TM: This is a lot of work, doing the publicity.
DC: Yes. Sometimes I prefer to use my time to make connections and publicize pieces, than to write new works. It is hard to write a really good piece – something that you almost don’t have control over, and the incentives, financial incentives for writing new works are minimal. I have written relatively little because I write on commission. If I am not writing new pieces, I may be rewriting old ones. Next year there is a strong possibility that the “Passacaglia Fantasia” [op. 3] will be played by the Symphony in Bahia. So this year I rewrote the piece, since I only had the manuscript, produced a set of parts, revised the orchestration, and this is more pleasing than writing a new piece for orchestra.
TM: It is certainly no fun to write things that will stay in the drawer.
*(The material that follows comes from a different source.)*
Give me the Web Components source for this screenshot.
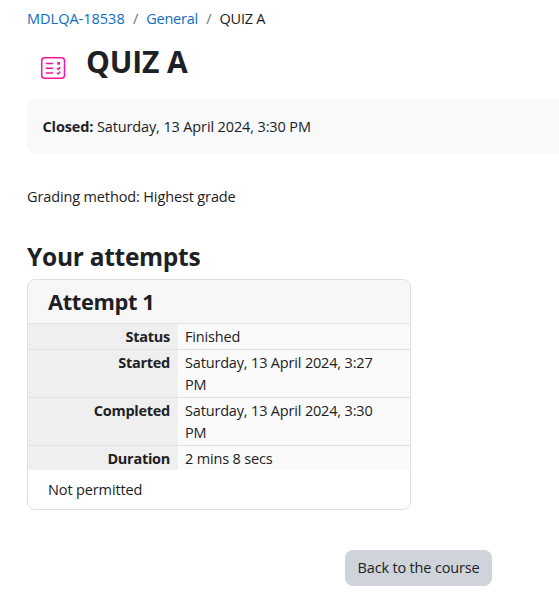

DC: I only have one piece which has not yet been played. These days we have such a variety of music available. There’s no point in writing 100 works. I prefer the style of Webern or Varese – a few works, which are consistent, which are really good, and enter the repertoire, than to write a lot of works… Of course sometimes quality comes from quantity, but one is busy with teaching, extension projects, administration, preparing entrance exams… I am always doing something. Rewriting a piece, or producing the parts… I have written only one or two pieces per year.
TM: Final thoughts?
DC: Brazilian classical music has an enormous potential, just like our popular music. What is necessary for this music to become better-known outside Brazil is simply for it to be heard, for Brazilian performers who have an international presence to bring it with them on their concert programs. They are beginning to look more to their own country. And we have to value our classical music more, create references within Brazil, and this will have an effect outside as well. Our Brazilian classical music, as you say, has so many good things to offer, not just the music of Villa-Lobos, but of many other composers as well.